Of the lines in these entries, how many contain the string "screenshot"? Give the number and nothing else.

Records with interface code:
------

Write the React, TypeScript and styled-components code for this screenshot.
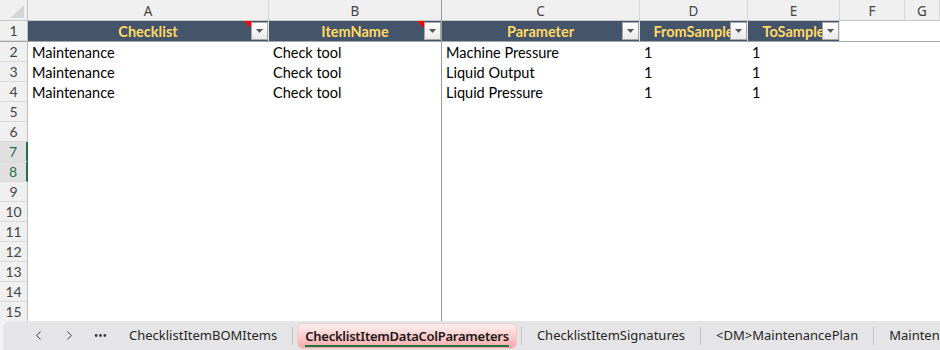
import React from 'react';
import styled, { createGlobalStyle } from 'styled-components';
import { ChevronLeft, ChevronRight, Ellipsis } from 'lucide-react';

// column widths: row header, A..G
const COLS = '28px 241px 173px 198px 108px 92px 65px 1fr';
const LETTERS = ['A', 'B', 'C', 'D', 'E', 'F', 'G'];
const FREEZE_COL = 1; // the frozen pane line sits right of column B

const CELL_FONT = "Lato, 'Liberation Sans', sans-serif";
const UI_FONT = "'Noto Sans', 'Open Sans', sans-serif";

const headers = [
  { label: 'Checklist', comment: true },
  { label: 'ItemName', comment: true },
  { label: 'Parameter', comment: false },
  { label: 'FromSample', comment: false },
  { label: 'ToSample', comment: false },
];

const data = [
  ['Maintenance', 'Check tool', 'Machine Pressure', '1', '1'],
  ['Maintenance', 'Check tool', 'Liquid Output', '1', '1'],
  ['Maintenance', 'Check tool', 'Liquid Pressure', '1', '1'],
];

const SELECTED_ROWS = [7, 8];

const sheets = [
  'ChecklistItemBOMItems',
  'ChecklistItemDataColParameters',
  'ChecklistItemSignatures',
  '<DM>MaintenancePlan',
  'MaintenancePlanItems',
];
const ACTIVE_SHEET = 1;

const GlobalStyle = createGlobalStyle`
  html, body {
    margin: 0;
    padding: 0;
    background: #ffffff;
    overflow: hidden;
  }
  * { box-sizing: border-box; }
`;

function App() {
  const bodyRows = Array.from({ length: 14 }, (_, i) => i + 2);

  return (
    <Sheet>
      <GlobalStyle />
      <Grid>
        <GridRow $height={21}>
          <Corner>
            <svg width="14" height="13" viewBox="0 0 14 13">
              <polygon points="14,0 14,13 0,13" fill="#d6d6d6" />
            </svg>
          </Corner>
          {LETTERS.map((l, i) => (
            <ColLetter key={l} $freeze={i === FREEZE_COL}>{l}</ColLetter>
          ))}
        </GridRow>

        <GridRow $height={21} $frozenBottom>
          <RowNum>1</RowNum>
          {headers.map((h, i) => (
            <HeadCell key={h.label} $freeze={i === FREEZE_COL}>
              <HeadText>{h.label}</HeadText>
              {h.comment && <CommentMark />}
              <FilterButton>
                <svg width="7" height="4" viewBox="0 0 7 4">
                  <polygon points="0,0 7,0 3.5,4" fill="#555" />
                </svg>
              </FilterButton>
            </HeadCell>
          ))}
          <Cell />
          <Cell />
        </GridRow>

        {bodyRows.map((r) => {
          const values = data[r - 2] ?? [];
          return (
            <GridRow key={r} $height={20}>
              <RowNum $selected={SELECTED_ROWS.includes(r)}>{r}</RowNum>
              {LETTERS.map((l, i) => (
                <Cell key={l} $freeze={i === FREEZE_COL}>{values[i] ?? ''}</Cell>
              ))}
            </GridRow>
          );
        })}
      </Grid>

      <TabStrip>
        <TabBar>
          <NavGroup>
            <NavButton><ChevronLeft size={15} strokeWidth={1.5} /></NavButton>
            <NavButton><ChevronRight size={15} strokeWidth={1.5} /></NavButton>
            <NavButton><Ellipsis size={15} strokeWidth={2.5} /></NavButton>
          </NavGroup>
          {sheets.map((s, i) => (
            <React.Fragment key={s}>
              {i > 0 && <Divider />}
              {i === ACTIVE_SHEET ? (
                <ActiveTab><ActiveLabel>{s}</ActiveLabel></ActiveTab>
              ) : (
                <Tab>{s}</Tab>
              )}
            </React.Fragment>
          ))}
        </TabBar>
      </TabStrip>
    </Sheet>
  );
}

const Sheet = styled.div`
  width: 940px;
  height: 350px;
  display: flex;
  flex-direction: column;
  overflow: hidden;
  background: #ffffff;
`;

const Grid = styled.div`
  flex: 1;
  display: flex;
  flex-direction: column;
  overflow: hidden;
`;

const GridRow = styled.div<{ $height: number; $frozenBottom?: boolean }>`
  display: grid;
  grid-template-columns: ${COLS};
  height: ${(p) => p.$height}px;
  flex-shrink: 0;
  border-bottom: ${(p) => (p.$frozenBottom ? '1px solid #a6a6a6' : 'none')};
`;

const Corner = styled.div`
  background: #f0f0f0;
  border-right: 1px solid #c6c6c6;
  border-bottom: 1px solid #c6c6c6;
  display: flex;
  align-items: flex-end;
  justify-content: flex-end;
  padding: 0 3px 2px 0;
`;

const ColLetter = styled.div<{ $freeze?: boolean }>`
  background: #f0f0f0;
  border-right: 1px solid ${(p) => (p.$freeze ? '#9a9a9a' : '#d6d6d6')};
  border-bottom: 1px solid #c6c6c6;
  color: #444444;
  font-family: ${UI_FONT};
  font-size: 13.5px;
  display: flex;
  align-items: center;
  justify-content: center;
  padding-top: 1px;
  overflow: hidden;
`;

const RowNum = styled.div<{ $selected?: boolean }>`
  background: ${(p) => (p.$selected ? '#e0e0e0' : '#f0f0f0')};
  color: ${(p) => (p.$selected ? '#217346' : '#444444')};
  border-right: ${(p) => (p.$selected ? '2px solid #217346' : '1px solid #bdbdbd')};
  border-bottom: 1px solid #d9d9d9;
  font-family: ${CELL_FONT};
  font-size: 14px;
  display: flex;
  align-items: center;
  justify-content: center;
`;

const HeadCell = styled.div<{ $freeze?: boolean }>`
  position: relative;
  background: #44546a;
  border-right: 1px solid ${(p) => (p.$freeze ? '#9a9a9a' : '#e4e4e4')};
  display: flex;
  align-items: center;
  justify-content: center;
  overflow: hidden;
`;

const HeadText = styled.span`
  color: #ffd966;
  font-family: ${CELL_FONT};
  font-weight: 700;
  font-size: 14.5px;
  white-space: nowrap;
`;

const CommentMark = styled.span`
  position: absolute;
  top: 0;
  right: 17px;
  width: 0;
  height: 0;
  border-top: 7px solid #ff0000;
  border-left: 7px solid transparent;
`;

const FilterButton = styled.span`
  position: absolute;
  top: 1px;
  right: 0;
  width: 17px;
  height: 18px;
  background: linear-gradient(#ffffff, #e9e9e9);
  border: 1px solid #a8a8a8;
  display: flex;
  align-items: center;
  justify-content: center;
`;

const Cell = styled.div<{ $freeze?: boolean }>`
  border-right: ${(p) => (p.$freeze ? '1px solid #9a9a9a' : 'none')};
  font-family: ${CELL_FONT};
  font-size: 14.5px;
  color: #000000;
  padding: 1px 0 0 4px;
  display: flex;
  align-items: center;
  white-space: nowrap;
  overflow: hidden;
`;

const TabStrip = styled.div`
  height: 29px;
  flex-shrink: 0;
  background: #f3f3f3;
  padding-left: 3px;
`;

const TabBar = styled.div`
  height: 100%;
  background: #e5e5e7;
  border-top-left-radius: 7px;
  display: flex;
  align-items: center;
  font-family: ${UI_FONT};
  font-size: 13px;
  color: #262626;
  white-space: nowrap;
  overflow: hidden;
`;

const NavGroup = styled.div`
  display: flex;
  align-items: center;
  padding-left: 24px;
  gap: 9px;
  width: 111px;
  flex-shrink: 0;
`;

const NavButton = styled.span`
  width: 22px;
  height: 22px;
  display: flex;
  align-items: center;
  justify-content: center;
  color: #333333;
`;

const Tab = styled.div`
  padding: 0 15px 1px;
  flex-shrink: 0;
`;

const ActiveTab = styled.div`
  margin: 1px 4px 0;
  height: 26px;
  padding: 0 7px;
  border-radius: 6px;
  border: 1px solid #f0c8c8;
  background: linear-gradient(#fff1f1, #f6a9a9);
  display: flex;
  align-items: center;
  flex-shrink: 0;
`;

const ActiveLabel = styled.span`
  font-weight: 600;
  letter-spacing: -0.25px;
  color: #1a1a1a;
  border-bottom: 2px solid #217346;
  padding-top: 2px;
  line-height: 18px;
`;

const Divider = styled.span`
  width: 1px;
  height: 18px;
  background: #c4c4c4;
  flex-shrink: 0;
`;

export default App;
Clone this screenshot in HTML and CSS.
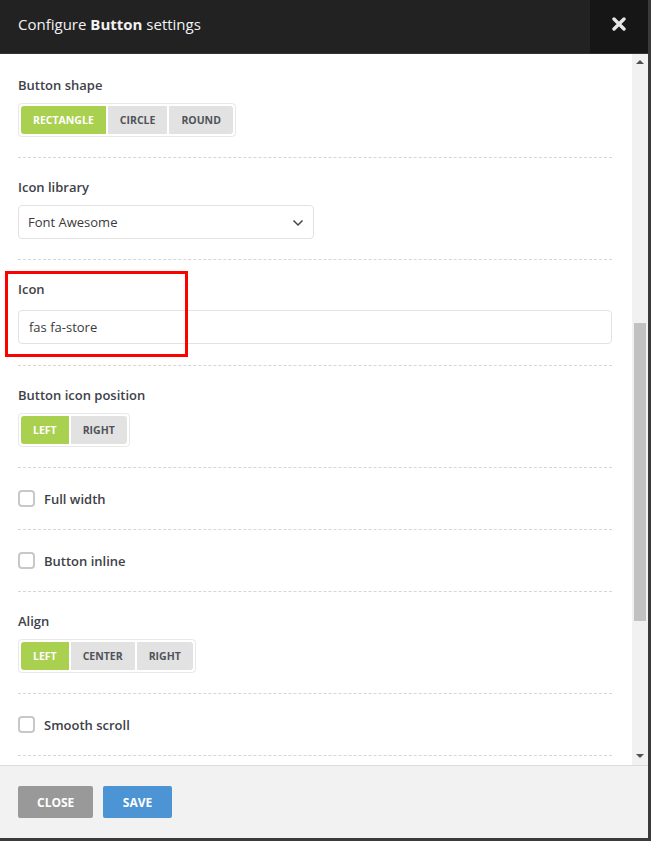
FILE: index.html
```html
<!DOCTYPE html>
<html>
<head>
<meta charset="utf-8">
<link rel="stylesheet" href="styles.css">
</head>
<body>
<div class="modal">
  <header class="modal-header">
    <h1 class="title">Configure <b>Button</b> settings</h1>
    <button class="close-x" type="button" aria-label="Close">
      <svg width="14" height="14" viewBox="0 0 14 14"><path d="M2 2 L12 12 M12 2 L2 12" stroke="#e6e6e6" stroke-width="3.4" stroke-linecap="round"/></svg>
    </button>
  </header>
  <div class="modal-body">
    <div class="content">
      <section class="field">
        <div class="label">Button shape</div>
        <div class="seg">
          <span class="seg-btn active">Rectangle</span>
          <span class="seg-btn">Circle</span>
          <span class="seg-btn">Round</span>
        </div>
      </section>
      <section class="field">
        <div class="label">Icon library</div>
        <div class="select">
          <span>Font Awesome</span>
          <svg class="chev" width="12" height="8" viewBox="0 0 12 8"><path d="M1.5 1.5 L6 6 L10.5 1.5" fill="none" stroke="#444" stroke-width="1.5"/></svg>
        </div>
      </section>
      <section class="field field-icon">
        <div class="label">Icon</div>
        <div class="input">fas fa-store</div>
        <div class="highlight"></div>
      </section>
      <section class="field">
        <div class="label">Button icon position</div>
        <div class="seg">
          <span class="seg-btn active">Left</span>
          <span class="seg-btn">Right</span>
        </div>
      </section>
      <section class="field">
        <label class="check"><span class="box"></span>Full width</label>
      </section>
      <section class="field">
        <label class="check"><span class="box"></span>Button inline</label>
      </section>
      <section class="field">
        <div class="label">Align</div>
        <div class="seg">
          <span class="seg-btn active">Left</span>
          <span class="seg-btn">Center</span>
          <span class="seg-btn">Right</span>
        </div>
      </section>
      <section class="field">
        <label class="check"><span class="box"></span>Smooth scroll</label>
      </section>
    </div>
    <div class="scrollbar">
      <span class="arrow up"></span>
      <div class="track"><div class="thumb"></div></div>
      <span class="arrow down"></span>
    </div>
  </div>
  <footer class="modal-footer">
    <button class="btn btn-close" type="button">Close</button>
    <button class="btn btn-save" type="button">Save</button>
  </footer>
</div>
</body>
</html>
```
FILE: styles.css
```css
html, body {
  margin: 0;
  padding: 0;
}
body {
  background: #3a3a3a;
  font-family: "Open Sans", "Liberation Sans", sans-serif;
  width: 651px;
  height: 841px;
  overflow: hidden;
}
.modal {
  width: 648px;
  height: 838px;
  display: flex;
  flex-direction: column;
  background: #fff;
  overflow: hidden;
}
.modal-header {
  height: 53px;
  flex: 0 0 53px;
  background: #222;
  border-bottom: 1px solid #3a3230;
  display: flex;
  align-items: stretch;
  justify-content: space-between;
}
.title {
  margin: 0;
  padding-left: 18px;
  font-size: 15px;
  font-weight: 400;
  color: #f2f2f2;
  line-height: 49px;
}
.title b {
  font-weight: 700;
}
.close-x {
  width: 58px;
  border: 0;
  padding: 0;
  background: #161616;
  display: flex;
  align-items: center;
  justify-content: center;
  padding-bottom: 5px;
}
.modal-body {
  flex: 1;
  display: flex;
  min-height: 0;
}
.content {
  flex: 1;
  padding: 2px 20px 0 18px;
  overflow: hidden;
}
.field {
  padding: 20px 0 20px;
  border-bottom: 1px dashed #d6d6d6;
  position: relative;
}
.label {
  font-size: 13px;
  font-weight: 600;
  color: #3d4148;
  line-height: 18px;
  margin-bottom: 9px;
}
.seg {
  display: inline-flex;
  gap: 2px;
  padding: 2px;
  border: 1px solid #e8e8e8;
  border-radius: 4px;
}
.seg-btn {
  height: 28px;
  line-height: 28px;
  padding: 0 12px;
  background: #e2e2e2;
  color: #50545a;
  font-size: 10.5px;
  font-weight: 700;
  text-transform: uppercase;
}
.seg-btn:first-child {
  border-radius: 3px 0 0 3px;
}
.seg-btn:last-child {
  border-radius: 0 3px 3px 0;
}
.seg-btn.active {
  background: #a9d04f;
  color: #fff;
}
.select {
  box-sizing: border-box;
  width: 296px;
  height: 34px;
  border: 1px solid #e2e2e2;
  border-radius: 4px;
  display: flex;
  align-items: center;
  justify-content: space-between;
  padding: 0 9px 0 9px;
  font-size: 13px;
  color: #3a3a3a;
}
.chev {
  margin-top: 1px;
}
.field-icon .label {
  margin-bottom: 12px;
}
.field-icon {
  padding-bottom: 21px;
}
.input {
  box-sizing: border-box;
  height: 34px;
  line-height: 32px;
  border: 1px solid #e2e2e2;
  border-radius: 4px;
  padding: 0 10px;
  font-size: 13px;
  color: #3a3a3a;
}
.highlight {
  position: absolute;
  left: -13px;
  top: 11px;
  width: 177px;
  height: 80px;
  border: 3px solid #f00;
}
.check {
  display: flex;
  align-items: center;
  gap: 9px;
  height: 21px;
  font-size: 13px;
  font-weight: 600;
  color: #3d4148;
}
.box {
  box-sizing: border-box;
  width: 17px;
  height: 17px;
  border: 2px solid #c8c8c8;
  border-radius: 4px;
  background: #fff;
}
.scrollbar {
  width: 16px;
  flex: 0 0 16px;
  background: #f1f1f1;
  display: flex;
  flex-direction: column;
  align-items: center;
}
.arrow {
  width: 0;
  height: 0;
  border-left: 4px solid transparent;
  border-right: 4px solid transparent;
  flex: 0 0 auto;
}
.arrow.up {
  border-bottom: 4px solid #505050;
  margin: 6px 0 0;
}
.arrow.down {
  border-top: 4px solid #505050;
  margin: 0 0 7px;
}
.track {
  flex: 1;
  width: 100%;
  position: relative;
}
.thumb {
  position: absolute;
  left: 2px;
  width: 12px;
  top: 259px;
  height: 298px;
  background: #c1c1c1;
}
.modal-footer {
  flex: 0 0 auto;
  background: #f2f2f2;
  border-top: 1px solid #dcdcdc;
  padding: 20px 18px;
  display: flex;
  gap: 10px;
}
.btn {
  height: 32px;
  border: 0;
  border-radius: 2px;
  color: #fff;
  font-family: "Open Sans", "Liberation Sans", sans-serif;
  font-size: 12px;
  font-weight: 700;
  text-transform: uppercase;
  padding: 0 19px;
}
.btn-close {
  width: 75px;
  background: #999;
}
.btn-save {
  width: 69px;
  background: #4d94d5;
}
```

------

### COMPLETE RESPONSE
2